Es ist zweifellos zu begrüßen, dass die Spitzenverbände trotz der durchaus verständlichen Bedenken gegenüber einer Poollösung „über ihren Schatten gesprungen sind“ und sich zur Gründung der Stiftung entschlossen haben. Der Entschluss kann auch dem Prozess des Präventionsgesetzes eine neue Dynamik verleihen und den Handlungsdruck auf die Legislative erhöhen. Die angekündigte Fokussierung auf die außerbetrieblichen Settings zeigt, dass man auf Kassenseite bereit ist, sich auf die Sachfragen zu konzentrieren: Der Settingansatz, etwa in Schule oder Stadtteil, wird als Mittel der Wahl zur Prävention bei sozial Benachteiligten anerkannt. Das kann nur funktionieren, wenn die Kassen kooperieren und damit möglichst viele GKV-Mitglieder erreichen. Das Setting, das sich so zusammensetzt, wie die einzelne Kasse es aus leistungsrechtlicher Sicht gerne hätte, nämlich nur aus ihren Versicherten, gibt es eben in der Regel nicht.
Es wird darüber hinaus ein weiteres Tabu gebrochen: Die Zentralisierung der Mittel führt gleichsam zur „wettbewerblichen Neutralisierung“ der Maßnahmen. Sie können nicht von der einzelnen Kasse als Marketing-Objekt im Buhlen um junge, attraktive Risiken missbraucht werden. Dabei handelt es sich um eine Idealvorstellung, die nicht vorschnell bejubelt werden sollte. 25 Millionen Euro sind immerhin besser als nichts, entsprechen aber dennoch nur etwa einem Achtel der ohnehin knappen Mittel nach § 20 SGB V. Von wesentlicher Bedeutung scheint die Frage, nach welchen Kriterien die Mittel an wen und auf wessen Entscheidung hin vergeben werden.

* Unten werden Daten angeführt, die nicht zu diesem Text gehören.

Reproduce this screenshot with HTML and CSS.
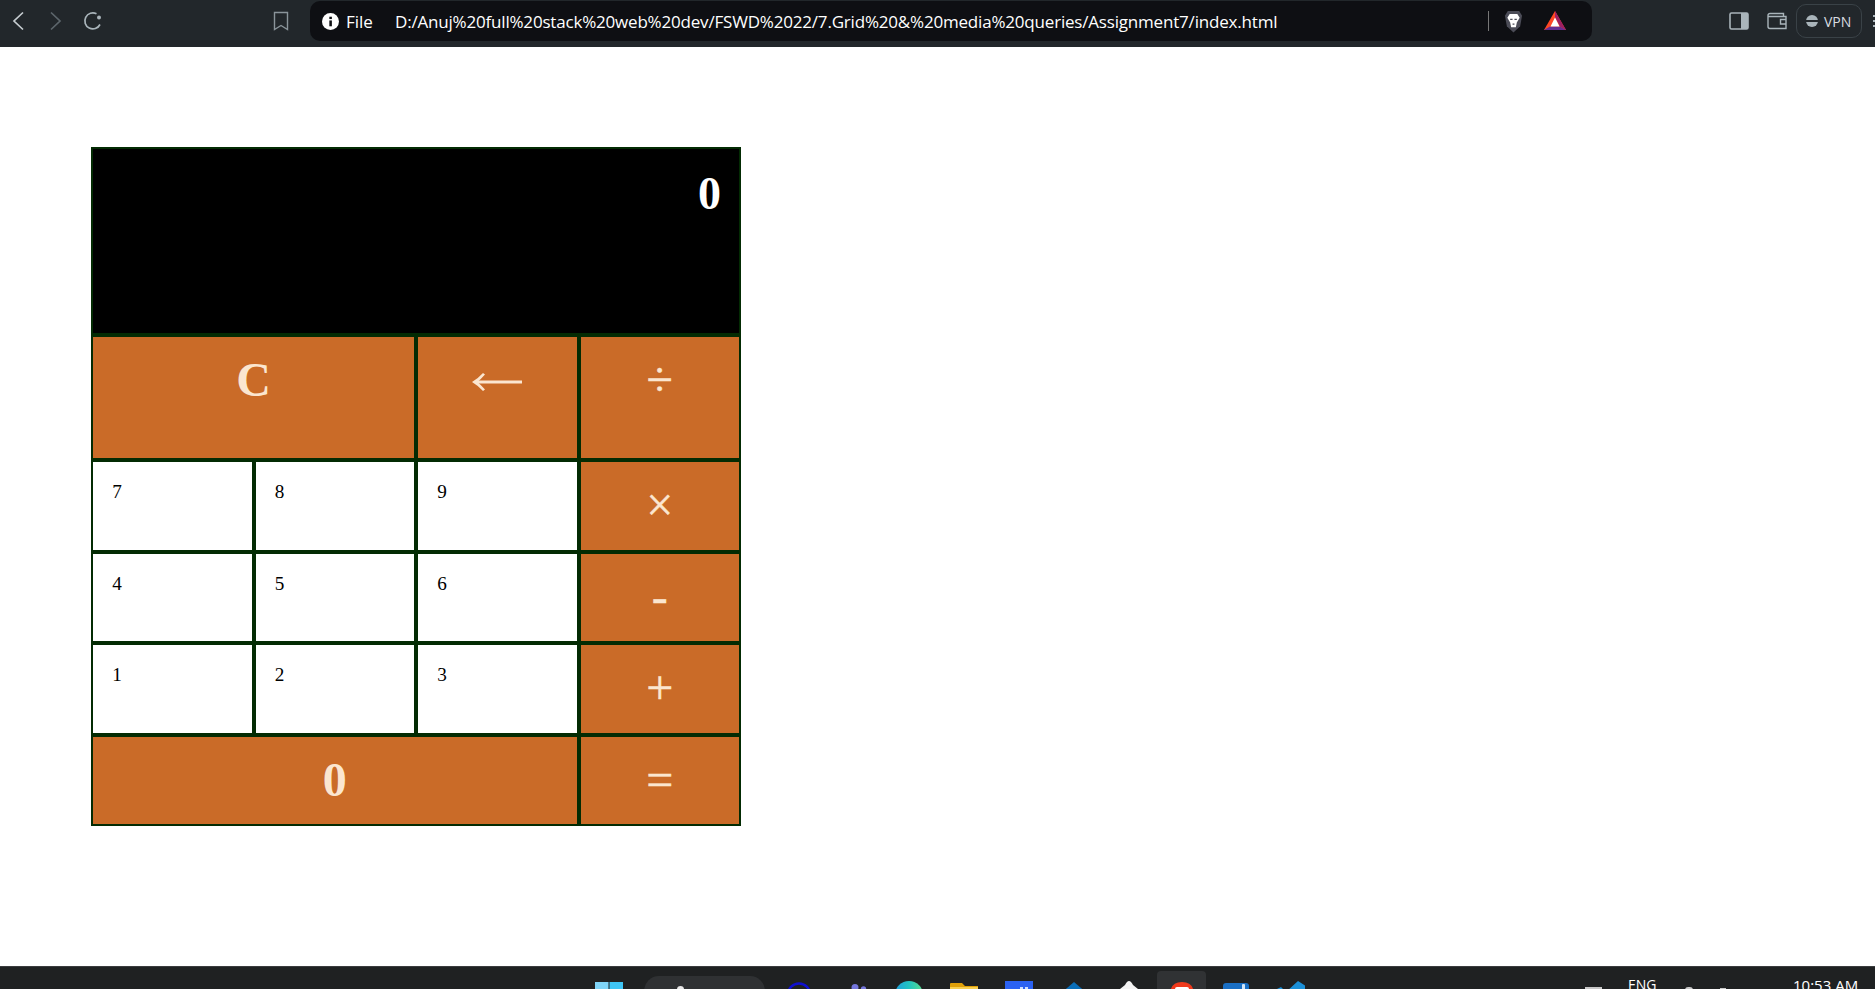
FILE: index.html
```html
<!DOCTYPE html>
<html lang="en">
<head>
  <meta charset="UTF-8">
  <title>Calculator</title>
  <link rel="stylesheet" href="styles.css">
</head>
<body>
  <header class="toolbar">
    <div class="nav-btns">
      <svg class="icon" viewBox="0 0 20 20"><path d="M14 1.500 L5 10 L14 18.500" class="stroke"/></svg>
      <svg class="icon dim" viewBox="0 0 20 20"><path d="M5 1.500 L14 10 L5 18.500" class="stroke"/></svg>
      <svg class="icon" viewBox="0 0 20 20"><path d="M17 13.500 A8 8 0 1 1 13.500 2.800" class="stroke soft"/><circle cx="16" cy="6.500" r="2" fill="#a9b4ba"/></svg>
    </div>
    <svg class="icon bookmark" viewBox="0 0 20 20"><path d="M3.500 1.500 H16.500 V18.500 L10 14.500 L3.500 18.500 Z" class="stroke thin"/></svg>
    <div class="urlbar">
      <svg class="info" viewBox="0 0 16 16"><circle cx="8" cy="8" r="8" fill="#fff"/><rect x="6.900" y="7" width="2.400" height="5.500" fill="#0e0f13"/><rect x="6.900" y="3.500" width="2.400" height="2.200" fill="#0e0f13"/></svg>
      <span class="scheme">File</span>
      <span class="url">D:/Anuj%20full%20stack%20web%20dev/FSWD%2022/7.Grid%20&amp;%20media%20queries/Assignment7/index.html</span>
      <span class="url-sep"></span>
      <svg class="shield" viewBox="0 0 20 24"><path d="M4 1 H16 L19 6 L17 17 L10 23.500 L3 17 L1 6 Z" fill="#4b4c57"/><path d="M6 4 H14 L16.500 8 L13.500 13 L12.500 18 H7.500 L6.500 13 L3.500 8 Z" fill="#fff"/><path d="M6.500 9 H9 V10.500 H6.500 Z M11 9 H13.500 V10.500 H11 Z M9 14 H11 V15.500 H9 Z" fill="#4b4c57"/></svg>
      <svg class="bat" viewBox="0 0 22 20"><path d="M11 0 L22 19 H0 Z" fill="#ff4724"/><path d="M11 0 L22 19 L16 15.500 L11 6 Z" fill="#9e1f63"/><path d="M0 19 L6 15.500 H16 L22 19 Z" fill="#662d91"/><path d="M11 6.500 L15.500 15.500 H6.500 Z" fill="#fff"/></svg>
    </div>
    <div class="tools">
      <svg class="icon panel" viewBox="0 0 20 20"><rect x="1" y="2" width="18" height="16" rx="1.500" fill="none" stroke="#a9b4ba" stroke-width="1.600"/><rect x="12" y="2" width="7" height="16" fill="#a9b4ba"/></svg>
      <svg class="icon wallet" viewBox="0 0 20 20"><path d="M16.500 5.500 V2.500 H3 A2 2 0 0 0 1 4.500 V15.500 A2 2 0 0 0 3 17.500 H19 V5.500 H1.500" class="stroke thin grey"/><path d="M19 8.500 H13.500 V13 H19" class="stroke thin grey"/></svg>
      <div class="vpn"><span class="vpn-dot"></span>VPN</div>
      <svg class="kebab" viewBox="0 0 2 12"><rect y="0" width="2" height="2" fill="#a9b4ba"/><rect y="5" width="2" height="2" fill="#a9b4ba"/><rect y="10" width="2" height="2" fill="#a9b4ba"/></svg>
    </div>
  </header>

  <main class="page">
    <div class="calculator">
      <div class="display">0</div>
      <div class="key op span-2 strong">C</div>
      <div class="key op" aria-label="backspace">
        <svg class="arrow" viewBox="0 0 50 18"><path d="M3 7.400 H50 V10.600 H3 Z"/><path d="M11 0 L13 1.500 Q9 6 5.500 9 Q9 12 13 16.500 L11 18 Q6 12.500 0 9 Q6 5.500 11 0 Z"/></svg>
      </div>
      <div class="key op">&divide;</div>
      <div class="key">7</div>
      <div class="key">8</div>
      <div class="key">9</div>
      <div class="key op">&times;</div>
      <div class="key">4</div>
      <div class="key">5</div>
      <div class="key">6</div>
      <div class="key op">-</div>
      <div class="key">1</div>
      <div class="key">2</div>
      <div class="key">3</div>
      <div class="key op">+</div>
      <div class="key op span-3 strong">0</div>
      <div class="key op">=</div>
    </div>
  </main>

  <footer class="taskbar">
    <div class="task-icons">
      <svg class="task" viewBox="0 0 28 28"><rect x="0" y="1" width="13.500" height="14" fill="#7fd4f7"/><rect x="14.500" y="1" width="13.500" height="14" fill="#3ec5f5"/></svg>
      <div class="search"><span class="lens"></span></div>
      <svg class="task" viewBox="0 0 28 28"><circle cx="14" cy="13.500" r="11" fill="none" stroke="#1010d0" stroke-width="2.500"/></svg>
      <svg class="task" viewBox="0 0 28 28"><circle cx="15" cy="6.500" r="3.500" fill="#7476dc"/><circle cx="23.500" cy="8" r="2.700" fill="#7476dc"/></svg>
      <svg class="task" viewBox="0 0 28 28">
        <defs><linearGradient id="edge" x1="0" x2="1" y1="0" y2="0"><stop offset="0" stop-color="#1f9fdc"/><stop offset="0.500" stop-color="#22c3c0"/><stop offset="1" stop-color="#59dd8e"/></linearGradient></defs>
        <circle cx="14" cy="14" r="14" fill="url(#edge)"/>
      </svg>
      <svg class="task" viewBox="0 0 28 28"><path d="M0 3 Q0 2 1 2 H12 L15 5 H28 V28 H0 Z" fill="#e0a008"/><rect x="0" y="6" width="28" height="22" fill="#f8cf50"/></svg>
      <svg class="task" viewBox="0 0 28 28"><rect width="28" height="28" fill="#2b62f2"/><rect x="15" y="6" width="3" height="3" fill="#cfe0ff"/><rect x="20" y="6" width="3" height="3" fill="#cfe0ff"/></svg>
      <svg class="task" viewBox="0 0 28 28"><path d="M14 1 L28 13 H0 Z" fill="#0a6eb8"/></svg>
      <svg class="task" viewBox="0 0 28 28"><path d="M14 0 Q16 0 18 4 L28 12 H0 L10 4 Q12 0 14 0 Z" fill="#f4f4f4"/></svg>
      <div class="task-active"><svg class="task" viewBox="0 0 28 28"><path d="M2 14 Q2 1 14 1 Q26 1 26 14 Z" fill="#f03a1c"/><rect x="7" y="6" width="14" height="8" rx="2" fill="#fff"/></svg></div>
      <svg class="task" viewBox="0 0 28 28"><rect x="1" y="2" width="26" height="26" rx="3" fill="#1a6fc4"/><rect x="20" y="3" width="3" height="6" rx="1" fill="#d4e6f8"/></svg>
      <svg class="task" viewBox="0 0 28 28"><path d="M21 0 L29 5 V28 H0 V8 L4 6 L9 11 Z" fill="#1b90d8"/></svg>
    </div>
    <div class="tray">
      <span class="tray-bit wide"></span>
      <span class="lang">ENG</span>
      <span class="tray-bit mid"></span>
      <span class="tray-bit small"></span>
      <span class="clock">10:53 AM</span>
    </div>
  </footer>
</body>
</html>
```

FILE: styles.css
```css
* { box-sizing: border-box; }
html, body { height: 100%; }
body { margin: 0; display: flex; flex-direction: column; height: 100vh; overflow: hidden; background: #fff; font-family: "Liberation Serif", serif; }

.toolbar { height: 47px; flex: none; display: flex; align-items: center; padding-bottom: 5px; background: #22272b; font-family: "Open Sans", "Liberation Sans", sans-serif; color: #fff; }
.nav-btns { display: flex; gap: 17px; padding-left: 9px; width: 271px; }
.icon { width: 20px; height: 20px; flex: none; }
.stroke { fill: none; stroke: #c6ccd0; stroke-width: 1.7; }
.dim .stroke { stroke: #5d666c; }
.soft { stroke: #a9b4ba; }
.thin { stroke-width: 1.4; stroke: #8a949a; }
.grey { stroke: #a9b4ba; }
.bookmark { margin-right: 19px; }
.urlbar { width: 1282px; height: 40px; flex: none; display: flex; align-items: center; padding-left: 12px; background: #0e0f13; border-radius: 10px; font-size: 17px; white-space: nowrap; }
.info { width: 17px; height: 17px; margin-right: 7px; flex: none; }
.scheme { width: 25px; margin-right: 24px; flex: none; }
.url { width: 1093px; flex: none; letter-spacing: -0.19px; }
.url-sep { width: 1px; height: 20px; flex: none; background: #777; }
.shield { width: 19px; height: 23px; margin-left: 15px; flex: none; }
.bat { width: 22px; height: 20px; margin-left: 21px; flex: none; }
.tools { display: flex; align-items: center; margin-left: 137px; }
.panel { margin-right: 18px; }
.wallet { margin-right: 9px; }
.vpn { width: 66px; height: 34px; flex: none; display: flex; align-items: center; gap: 6px; padding-left: 9px; border: 1px solid #3a4247; border-radius: 10px; font-size: 14px; color: #d8dde0; }
.vpn-dot { width: 12px; height: 12px; border-radius: 50%; background: linear-gradient(#a9b4ba 0 42%, #22272b 42% 58%, #a9b4ba 58%); }
.kebab { width: 2px; height: 12px; margin-left: 11px; flex: none; }

.page { flex: 1; padding: 100px 0 0 91px; }
.calculator { width: 650px; padding: 2px; display: grid; gap: 4px; grid-template-columns: repeat(4, 1fr); grid-template-rows: 184px 121px repeat(4, 87.5px); background: #032b03; }
.display { grid-column: span 4; padding: 18px 18px; background: #000; color: #fff; font-size: 46px; font-weight: bold; text-align: right; }
.key { padding: 1em; background: #fff; color: #000; font-size: 19.2px; }
.op { background: #ca6b28; color: #fbe6d0; font-size: 48px; text-align: center; padding: 19px 0 0; line-height: 1; -webkit-text-stroke: 0.4px #fbe6d0; }
.strong { font-weight: bold; -webkit-text-stroke: 0; }
.span-2 { grid-column: span 2; }
.span-3 { grid-column: span 3; }
.arrow { display: block; width: 50px; height: 18px; margin: 17px auto 0; fill: #fbe6d0; }

.taskbar { height: 23px; flex: none; display: flex; overflow: hidden; background: #1f2122; border-top: 1px solid #3a3c3e; font-family: "Open Sans", "Liberation Sans", sans-serif; color: #fff; }
.task-icons { display: flex; gap: 27px; padding: 14px 0 0 595px; }
.task { width: 28px; height: 28px; flex: none; display: block; }
.search { width: 121px; height: 30px; margin: -5px -7px 0 -6px; padding: 10px 0 0 33px; background: #2f3133; border-radius: 15px; }
.lens { display: block; width: 7px; height: 7px; border-radius: 50%; background: #e8e8e8; }
.task-active { width: 49px; height: 30px; margin: -10px -11px 0 -13px; padding: 10px 0 0 11px; background: #303234; border-radius: 4px; }
.tray { margin-left: auto; display: flex; padding: 8px 18px 0 0; font-size: 14px; line-height: 20px; }
.tray-bit { height: 3px; margin-top: 12px; background: #c8c8c8; }
.wide { width: 17px; margin-right: 26px; }
.mid { width: 8px; margin-left: 29px; border-radius: 4px 4px 0 0; }
.small { width: 6px; margin: 13px 67px 0 27px; height: 2px; }
.lang { width: 28px; }
.clock { width: 64px; font-size: 15px; white-space: nowrap; }
```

Nun sind zunächst die Kassen am Zug, möglichst viele Akteure in ihr Vorhaben einzubeziehen - und nicht zuletzt bei diesen auch Unterstützung zu finden. Hans-Jürgen Ahrens machte aber die Bereitschaft der Kassen zu einer akteursübergreifenden Kooperation deutlich.
Fazit: Die Gründung einer Präventionsstiftung ist ein Schritt in die richtige Richtung, gerade noch zur richtigen Zeit. Diese Chance muss genutzt werden.